THERE'S a scene in a Crocodile Dundee film where a New York mugger threatens Mick Dundee and his girlfriend with a flick knife and demands his wallet.
Dundee's girlfriend says "Mick give him your wallet. He's got a knife".
"That's not a knife ?" chuckles Dundee. He then pulls a huge hunting knife from its scabbard saying: "THAT'S a knife". leaving the robber fleeing in terror.
It's a scene which came to mind when I drove the latest Rolls-Royce Dawn Black Badge.
Because like Mick's blade this enormous convertible - more than 17ft long and almost 6.5ft wide - tends to put other cars in the shade.
You look at it and immediately think, THAT‘S a car.
It's vast, it's sleek it's elegant, it's fast and it's quality.
The Dawn has been around for a little while now but Rolls-Royce decided to create a different version - the Black Badge model - to appeal to a different, mainly younger set of buyers.
In keeping with its name it's distinguished from the standard model by a plethora of black chrome features including the front grille, boot lid trim, exhaust pipes and air inlet openings.
The traditional ‘Double R' badges are inverted to silver on black and even the iconic Spirit of Ecstasy figurine which adorns every Roll-Royce bonnet and rises up as you unlock the car is finished in black - rather than silver - chrome.

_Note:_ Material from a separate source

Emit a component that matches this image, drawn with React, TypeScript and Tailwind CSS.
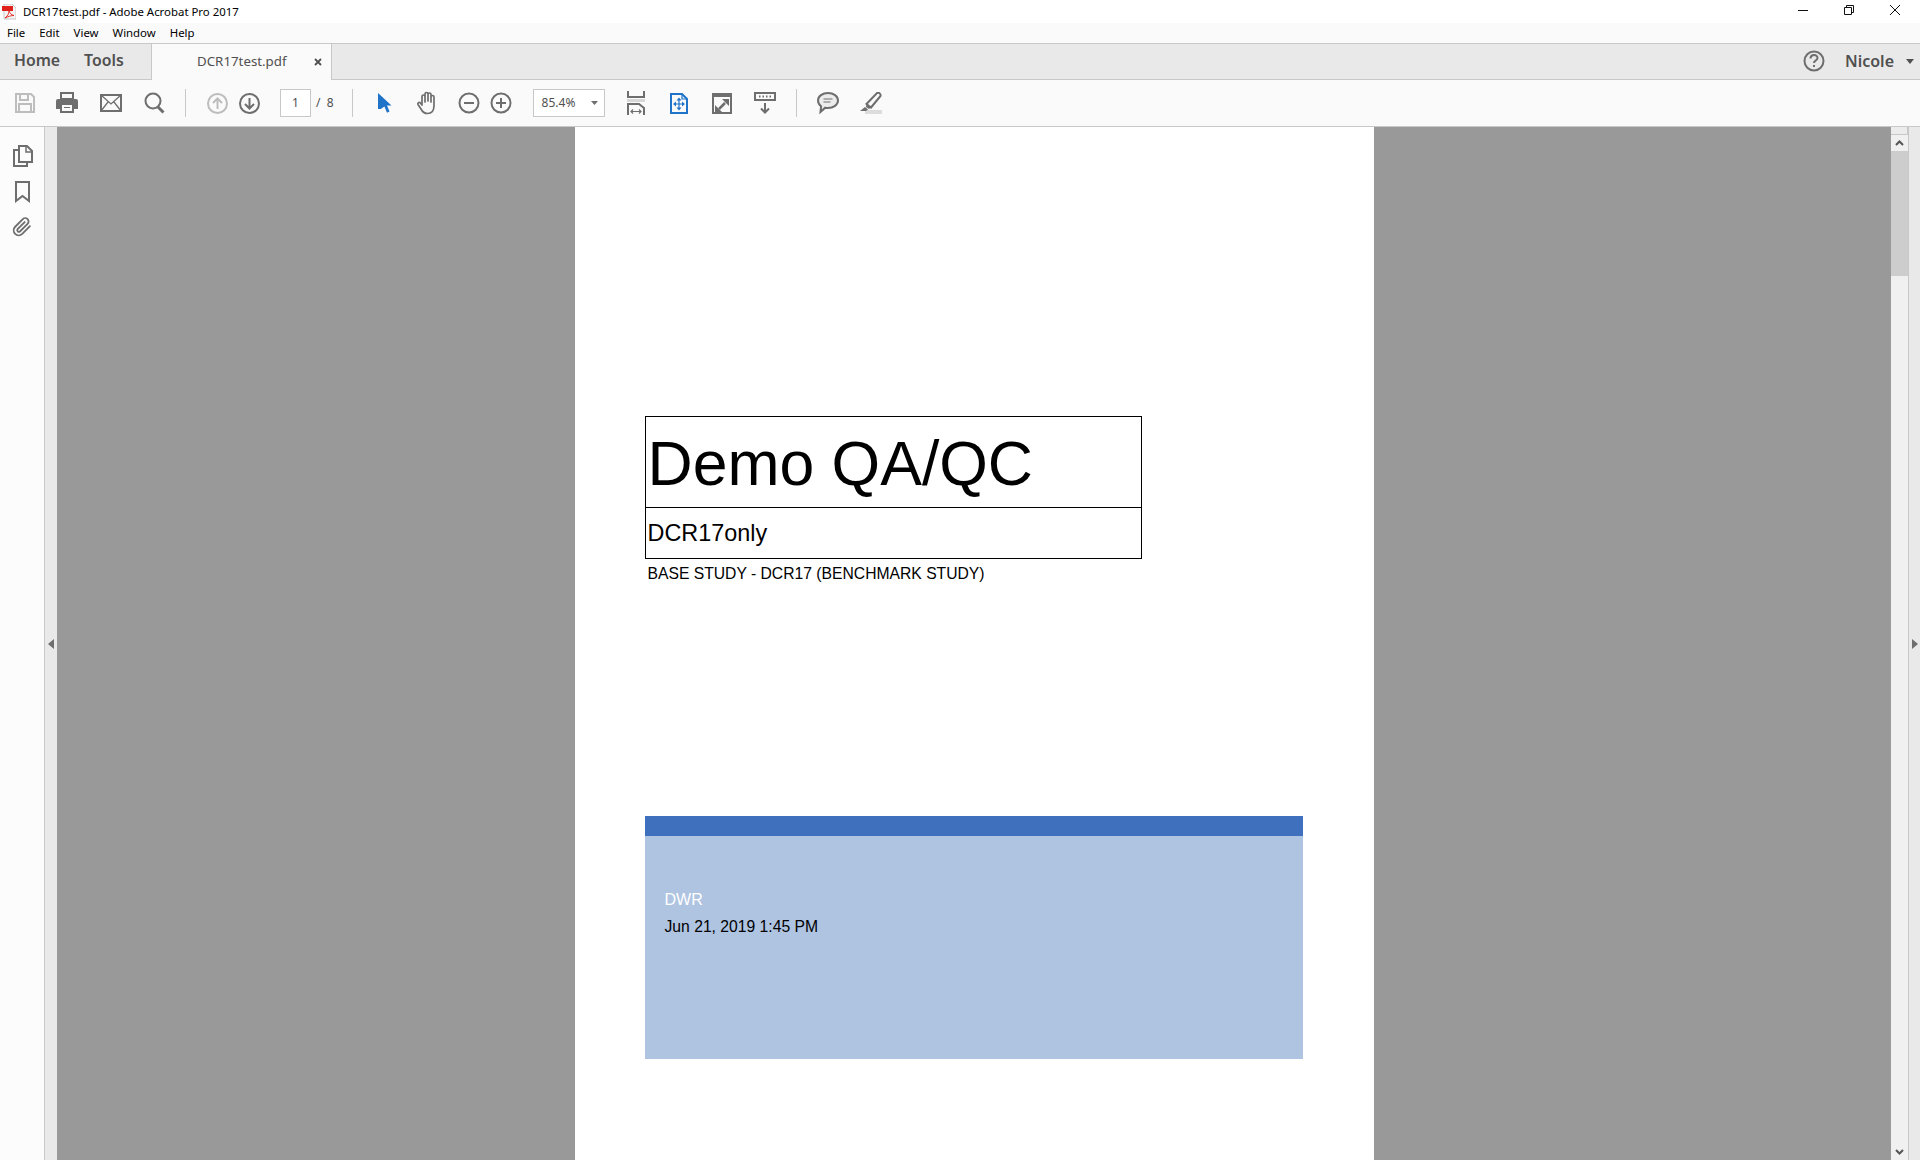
const ui = { fontFamily: '"Noto Sans", "Open Sans", sans-serif' };

function Separator({ className }: { className: string }) {
  return <div className={`h-[28px] w-px bg-[#c8c8c8] ${className}`} />;
}

function SaveIcon() {
  return (
    <svg width="22" height="22" viewBox="0 0 22 22" fill="none" stroke="#bdbdbd" strokeWidth="2">
      <path d="M2 2h15l3 3v15H2z" />
      <path d="M6 2v6h8V2M5 20v-8h12v8" />
    </svg>
  );
}

function PrintIcon() {
  return (
    <svg width="22" height="22" viewBox="0 0 22 22">
      <path d="M5 1h12v6H5z" fill="none" stroke="#6e6e6e" strokeWidth="2" />
      <path d="M2 7h18a2 2 0 0 1 2 2v8h-4v4H4v-4H0V9a2 2 0 0 1 2-2z" fill="#6e6e6e" />
      <path d="M6 13h10v6H6z" fill="#fafafa" />
      <path d="M8 15h6v1H8z" fill="#6e6e6e" />
    </svg>
  );
}

function MailIcon() {
  return (
    <svg width="22" height="18" viewBox="0 0 22 18" fill="none" stroke="#6e6e6e" strokeWidth="2">
      <rect x="1" y="1" width="20" height="16" />
      <path d="M1 1l10 9 10-9M1 17l7-9M21 17l-7-9" strokeWidth="1.3" />
    </svg>
  );
}

function SearchIcon() {
  return (
    <svg width="21" height="22" viewBox="0 0 21 22" fill="none" stroke="#6e6e6e">
      <circle cx="9" cy="9" r="7.5" strokeWidth="2" />
      <path d="M14 15l5.5 5.5" strokeWidth="3" />
    </svg>
  );
}

function ArrowCircle({ color, up }: { color: string; up?: boolean }) {
  return (
    <svg width="21" height="21" viewBox="0 0 21 21" fill="none" stroke={color} strokeWidth="2">
      <circle cx="10.5" cy="10.5" r="9.5" />
      <path d={up ? 'M10.5 16V6M6 10l4.5-4.5L15 10' : 'M10.5 5v10M6 11l4.5 4.5L15 11'} />
    </svg>
  );
}

function CursorIcon() {
  return (
    <svg width="14" height="20" viewBox="0 0 14 20">
      <path d="M0 0l13.5 12.5H9l2.5 6-2.5 1.3-2.6-6.3L2.8 16H0z" fill="#1f73c9" />
    </svg>
  );
}

function HandIcon() {
  return (
    <svg width="23" height="24" viewBox="0 0 23 24" fill="none" stroke="#6e6e6e" strokeWidth="1.7" strokeLinecap="round" strokeLinejoin="round">
      <path d="M6 14V5.5a1.5 1.5 0 0 1 3 0V11M9 10V3a1.5 1.5 0 0 1 3 0v7M12 10V3.5a1.5 1.5 0 0 1 3 0V11M15 11V6a1.5 1.5 0 0 1 3 0v8.5c0 5-2.5 8-6.5 8-3.5 0-5-1.500-6.500-4.500L2 13.500c-.8-1.500 1.200-2.800 2.400-1.500L6 14" />
    </svg>
  );
}

function ZoomCircle({ plus }: { plus?: boolean }) {
  return (
    <svg width="22" height="22" viewBox="0 0 22 22" fill="none" stroke="#6e6e6e" strokeWidth="2">
      <circle cx="11" cy="11" r="9.5" />
      <path d={plus ? 'M6 11h10M11 6v10' : 'M6 11h10'} />
    </svg>
  );
}

function FitWidthIcon() {
  return (
    <svg width="18" height="24" viewBox="0 0 18 24" fill="none" stroke="#6e6e6e" strokeWidth="2">
      <path d="M1 0v6h16V0" />
      <path d="M0 9.500h18" stroke="#d8d8d8" strokeWidth="3" />
      <path d="M1 24V13h11l5 4v7" />
      <path d="M4 20.500h10M6 18.500l-2 2 2 2M12 18.500l2 2-2 2" strokeWidth="1.200" />
    </svg>
  );
}

function FitPageIcon() {
  return (
    <svg width="18" height="21" viewBox="0 0 18 21" fill="none" stroke="#1f73c9">
      <path d="M1 1h11l5 5v14H1z" strokeWidth="2" />
      <path d="M12 1v5h5" strokeWidth="1.200" />
      <path d="M9 7v8M5 11h8" strokeWidth="1.200" />
      <path d="M9 4.500L6.500 7.500h5zM9 17.500L6.500 14.500h5zM3 11l3-2.500v5zM15 11l-3-2.500v5z" fill="#1f73c9" stroke="none" />
    </svg>
  );
}

function FullScreenIcon() {
  return (
    <svg width="20" height="21" viewBox="0 0 20 21">
      <path d="M0 0h20v21H0zM2 4v15h16V4z" fill="#6e6e6e" fillRule="evenodd" />
      <path d="M10 6h7v7zM3 19v-7l7 7z" fill="#6e6e6e" />
      <path d="M13 10l-6 6" stroke="#6e6e6e" strokeWidth="2.500" />
    </svg>
  );
}

function ScrollModeIcon() {
  return (
    <svg width="22" height="22" viewBox="0 0 22 22" fill="none" stroke="#6e6e6e" strokeWidth="2">
      <rect x="1" y="1" width="20" height="7" />
      <path d="M5 4.500h1.500M8.500 4.500H10M12 4.500h1.500M15.500 4.500H17" strokeWidth="2" />
      <path d="M11 11v9M7 16.500l4 4 4-4" />
    </svg>
  );
}

function CommentIcon() {
  return (
    <svg width="22" height="22" viewBox="0 0 22 22" fill="none" stroke="#6e6e6e" strokeWidth="2">
      <path d="M11 1c5.500 0 10 3.300 10 7.500S16.500 16 11 16c-1 0-2-.1-2.800-.3L3.500 20l.6-5.800C2.200 12.800 1 10.800 1 8.500 1 4.300 5.500 1 11 1z" fill="#ececec" />
      <path d="M6.500 7h9M6.500 10h7" strokeWidth="1.200" />
    </svg>
  );
}

function SignIcon() {
  return (
    <svg width="22" height="23" viewBox="0 0 22 23">
      <path d="M5 18h17v4H5z" fill="#dcdcdc" />
      <path d="M17 1c2-1 4 1 3.500 3L11 15.500 6.500 12z" fill="none" stroke="#6e6e6e" strokeWidth="2" />
      <path d="M6.500 12l4.500 3.500-2 1.500-3-2zM5 15l3 2.500-2 1.500H0z" fill="#6e6e6e" />
    </svg>
  );
}

function PagesIcon() {
  return (
    <svg width="20" height="22" viewBox="0 0 20 22" fill="none" stroke="#6e6e6e" strokeWidth="2">
      <path d="M6 1h8l5 5v11H6z" />
      <path d="M13 1v6h6" strokeWidth="1.500" />
      <path d="M6 5H1v16h13v-4" />
    </svg>
  );
}

function BookmarkIcon() {
  return (
    <svg width="15" height="22" viewBox="0 0 15 22" fill="none" stroke="#6e6e6e" strokeWidth="2">
      <path d="M1 1h13v19l-6.500-5L1 20z" />
    </svg>
  );
}

function PaperclipIcon() {
  return (
    <svg width="20" height="20" viewBox="0 0 24 24" fill="none" stroke="#6e6e6e" strokeWidth="2.200" strokeLinecap="round">
      <path d="M21.500 11l-9.200 9.200a6 6 0 0 1-8.500-8.500l9.200-9.200a4 4 0 0 1 5.700 5.700l-9.200 9.200a2 2 0 0 1-2.800-2.800l8.500-8.500" />
    </svg>
  );
}

function PdfFileIcon() {
  return (
    <svg width="14" height="16" viewBox="0 0 14 16">
      <path d="M2 0h8l4 4v11H2z" fill="#f4f4f4" stroke="#c8c8c8" />
      <path d="M0 2h11v5H0z" fill="#e0201b" />
      <path d="M3 14c3-2 4-5 4-8 .5 3 2 5 5 5.500-3 0-6 1-9 2.500z" fill="none" stroke="#e0201b" strokeWidth="0.900" />
    </svg>
  );
}

function TitleBar() {
  return (
    <div className="flex h-[23px] items-center bg-white text-[11.4px] text-black">
      <div className="ml-[2px] flex w-[21px]">
        <PdfFileIcon />
      </div>
      <span>DCR17test.pdf - Adobe Acrobat Pro 2017</span>
      <div className="mb-[3px] ml-auto mr-[19px] flex items-center gap-[34px]">
        <svg width="12" height="10" viewBox="0 0 12 10" stroke="#111" fill="none">
          <path d="M1 5.500h10" />
        </svg>
        <svg width="12" height="12" viewBox="0 0 12 12" stroke="#111" fill="none">
          <path d="M1.500 3.500h7v7h-7zM3.500 3.500v-2h7v7h-2" />
        </svg>
        <svg width="12" height="12" viewBox="0 0 12 12" stroke="#111" fill="none">
          <path d="M1 1l10 10M11 1L1 11" />
        </svg>
      </div>
    </div>
  );
}

function MenuBar() {
  return (
    <div className="flex h-[20px] items-center gap-[14px] bg-[#fafafa] pl-[7px] text-[11.4px] leading-none text-black">
      <span>File</span>
      <span>Edit</span>
      <span>View</span>
      <span>Window</span>
      <span>Help</span>
    </div>
  );
}

function TabBar() {
  return (
    <div className="flex h-[37px] border-y border-[#c8c8c8] bg-[#e9e9e9] text-[#505050]">
      <div className="flex w-[151px] items-center gap-[24px] pb-px pl-[14px] text-[15.8px] font-semibold">
        <span>Home</span>
        <span>Tools</span>
      </div>
      <div className="-mb-px flex w-[181px] items-center border-x border-[#c8c8c8] bg-[#fafafa] pl-[45px] text-[13.3px]">
        <span>DCR17test.pdf</span>
        <svg className="ml-[27px]" width="8" height="8" viewBox="0 0 8 8" stroke="#505050" strokeWidth="1.800">
          <path d="M1 1l6 6M7 1L1 7" />
        </svg>
      </div>
      <div className="ml-auto flex items-center pb-px">
        <svg width="22" height="22" viewBox="0 0 22 22" fill="none" stroke="#6e6e6e" strokeWidth="2">
          <circle cx="11" cy="11" r="9.500" />
          <path d="M7.500 8.500c0-4.500 7-4.500 7-.5 0 2.500-3.500 2.500-3.500 5" />
          <path d="M11 15v2" />
        </svg>
        <span className="ml-[20px] text-[16px] font-semibold">Nicole</span>
        <svg className="ml-[12px] mr-[6px]" width="8" height="5" viewBox="0 0 8 5">
          <path d="M0 0h8L4 5z" fill="#505050" />
        </svg>
      </div>
    </div>
  );
}

function Toolbar() {
  return (
    <div className="flex h-[47px] items-center border-b border-[#c8c8c8] bg-[#fafafa] pl-[14px]">
      <SaveIcon />
      <div className="ml-[20px]"><PrintIcon /></div>
      <div className="ml-[22px]"><MailIcon /></div>
      <div className="ml-[22px]"><SearchIcon /></div>
      <Separator className="ml-[20px]" />
      <div className="ml-[21px]"><ArrowCircle color="#bdbdbd" up /></div>
      <div className="ml-[11px]"><ArrowCircle color="#6e6e6e" /></div>
      <div className="ml-[20px] flex h-[28px] w-[31px] items-center justify-center border border-[#c8c8c8] bg-white text-[12px] text-[#505050]">1</div>
      <span className="ml-[5px] whitespace-pre text-[12px] text-[#505050]">/  8</span>
      <Separator className="ml-[18px]" />
      <div className="ml-[25px]"><CursorIcon /></div>
      <div className="ml-[24px]"><HandIcon /></div>
      <div className="ml-[19px]"><ZoomCircle /></div>
      <div className="ml-[10px]"><ZoomCircle plus /></div>
      <div className="ml-[21px] flex h-[28px] w-[72px] items-center justify-between border border-[#c8c8c8] bg-white pl-[8px] pr-[6px] text-[12px] text-[#505050]">
        <span>85.4%</span>
        <svg width="7" height="4" viewBox="0 0 7 4"><path d="M0 0h7L3.500 4z" fill="#6e6e6e" /></svg>
      </div>
      <div className="ml-[22px]"><FitWidthIcon /></div>
      <div className="ml-[25px]"><FitPageIcon /></div>
      <div className="ml-[24px]"><FullScreenIcon /></div>
      <div className="ml-[22px]"><ScrollModeIcon /></div>
      <Separator className="ml-[20px]" />
      <div className="ml-[20px]"><CommentIcon /></div>
      <div className="ml-[21px]"><SignIcon /></div>
    </div>
  );
}

function Sidebar() {
  return (
    <div className="flex w-[45px] flex-col items-center gap-[14px] border-r border-[#c8c8c8] bg-[#fcfcfc] pt-[18px]">
      <div className="ml-[2px]"><PagesIcon /></div>
      <BookmarkIcon />
      <PaperclipIcon />
    </div>
  );
}

function CollapseStrip({ flip }: { flip?: boolean }) {
  return (
    <svg width="6" height="10" viewBox="0 0 6 10" className={flip ? 'rotate-180' : ''}>
      <path d="M6 0v10L0 5z" fill="#6e6e6e" />
    </svg>
  );
}

function PdfPage() {
  return (
    <div className="w-[799px] bg-white pl-[70px] pt-[289px]" style={{ fontFamily: '"Liberation Sans", Arial, sans-serif' }}>
      <div className="w-[497px] border-[1.5px] border-black text-black">
        <div className="flex h-[91px] items-center border-b-[1.5px] border-black pl-[2px] pt-[3px] text-[62.5px] leading-none">Demo QA/QC</div>
        <div className="flex h-[50px] items-center pl-[2px] pt-[2px] text-[23.4px] leading-none">DCR17only</div>
      </div>
      <div className="mt-[6px] pl-[3px] text-[15.7px] leading-[18px] text-black">BASE STUDY - DCR17 (BENCHMARK STUDY)</div>
      <div className="mt-[233px] h-[243px] w-[658px] bg-[#afc4e1]">
        <div className="h-[20px] bg-[#3f70bd]" />
        <div className="pl-[20px] pt-[55px] text-[15.7px] leading-[18px]">
          <div className="text-[16px] text-white">DWR</div>
          <div className="mt-[9px] text-black">Jun 21, 2019 1:45 PM</div>
        </div>
      </div>
    </div>
  );
}

function Scrollbar() {
  return (
    <div className="flex w-[18px] flex-col items-center border-r border-[#c8c8c8] bg-[#f0f0f0]">
      <div className="h-[8px] w-full border-b border-r border-[#c8c8c8] bg-[#ececec]" />
      <div className="flex h-[16px] items-center">
        <svg width="9" height="6" viewBox="0 0 9 6" fill="none" stroke="#555" strokeWidth="2"><path d="M1 5l3.500-3.500L8 5" /></svg>
      </div>
      <div className="h-[125px] w-full bg-[#cdcdcd]" />
      <div className="mt-auto flex h-[16px] items-center">
        <svg width="9" height="6" viewBox="0 0 9 6" fill="none" stroke="#555" strokeWidth="2"><path d="M1 1l3.500 3.500L8 1" /></svg>
      </div>
    </div>
  );
}

export default function App() {
  return (
    <div className="flex h-[1160px] w-[1920px] flex-col overflow-hidden bg-white" style={ui}>
      <TitleBar />
      <MenuBar />
      <TabBar />
      <Toolbar />
      <div className="flex min-h-0 flex-1">
        <Sidebar />
        <div className="flex w-[12px] items-center justify-center bg-[#e9e9e9]">
          <CollapseStrip />
        </div>
        <div className="flex flex-1 justify-center overflow-hidden bg-[#999999]">
          <PdfPage />
        </div>
        <Scrollbar />
        <div className="flex w-[11px] items-center justify-center bg-[#e9e9e9]">
          <CollapseStrip flip />
        </div>
      </div>
    </div>
  );
}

Inside too there's a darker look on parts of the dashboard, doors, and transmission tunnel created using threads of aircraft grade aluminium woven together and bonded in carbon fibre before being finished with six coats of lacquer and hand-polished to Rolls-Royce's hallmark mirror finish.
In the model driven here it all contrasted perfectly with the lighter colour of upholstery in the finest hand stitched leather and in a class of its own.
Originally the car was only available in black but demand for other colours has changed that.
But a Black Badge version means more than just visual changes to the Dawn. It means more power for more enthusiastic motoring.
You would think that the 6.6-litre twin-turbo V12 used in the Dawn would be more than enough for most people but in the Black Badge model that engine is beefed up to generate 593bhp - a gain of 30bhp over the ‘standard' Dawn - as well as boosting the torque available to 840NM.
It almost seems impolite to quote performance figures for a Rolls-Royce but for those interested the increased power gives it a 0-62 mph acceleration time of just 4.9 seconds and a top speed restricted to 155 miles per hour. And that's a for a car weighing in at 2.63 tonnes.
It might be a car which is elegance and quality personified but make no mistake the Dawn Black Badge is also one of the fastest cars on the road. It's a beautiful blend of grace and pace.
You don't get a rev counter with it you get a power meter, which lets you know how much engine power you are using at any given time. And I noticed that while cruising at 75 miles per hour there was still 96 per cent of the car's engine power in hand. Which says it all.
Both Dawn and Black Badge versions are two-door, four seater models but my car came with an eye catching innovation, a removable Aero Cowling.
Made of carbon fibre it converts the Dawn into a two-seat roadster-style car with an extended tonneau cover sitting on top of the two rear seats.
It's great when there are just two of you on board because, with the hood down, it gives the car far more flair and ensures you are not blown about. If you need all four seats, however, you have to lift it off and leave it at home.
Lowering and raising the hood takes just 20 seconds and as you can do it on the move at town speeds you are never going to get wet in this beauty.
And with the six-layer hood in place the Dawn Black Badge has an interior as quiet as any of its metal roofed siblings.
And like its siblings the Dawn Black Badge has doors which open the opposite way to those on conventional cars and can be closed automatically at the touch of button once you are inside. Retro look organ stop switches for the air vents still feature on these cars and there's an eight speed column change automatic gearbox.
Like all Roll-Royce models the handling is superb. The steering is light and distinctive to the brand but you soon get used to it and find it easy to manoeuvre.
Like most convertibles the Dawn has blind spots on either side of the rear window, however. There is a reversing camera to help but a larger viewing screen really is needed to simplify things.
That apart the Dawn Black Badge offers motoring at its finest, if you can afford it.
It presents a beautiful blend of luxury and performance. But more than that it offers something less tangible but equally important to potential buyers. A feeling of one-upmanship.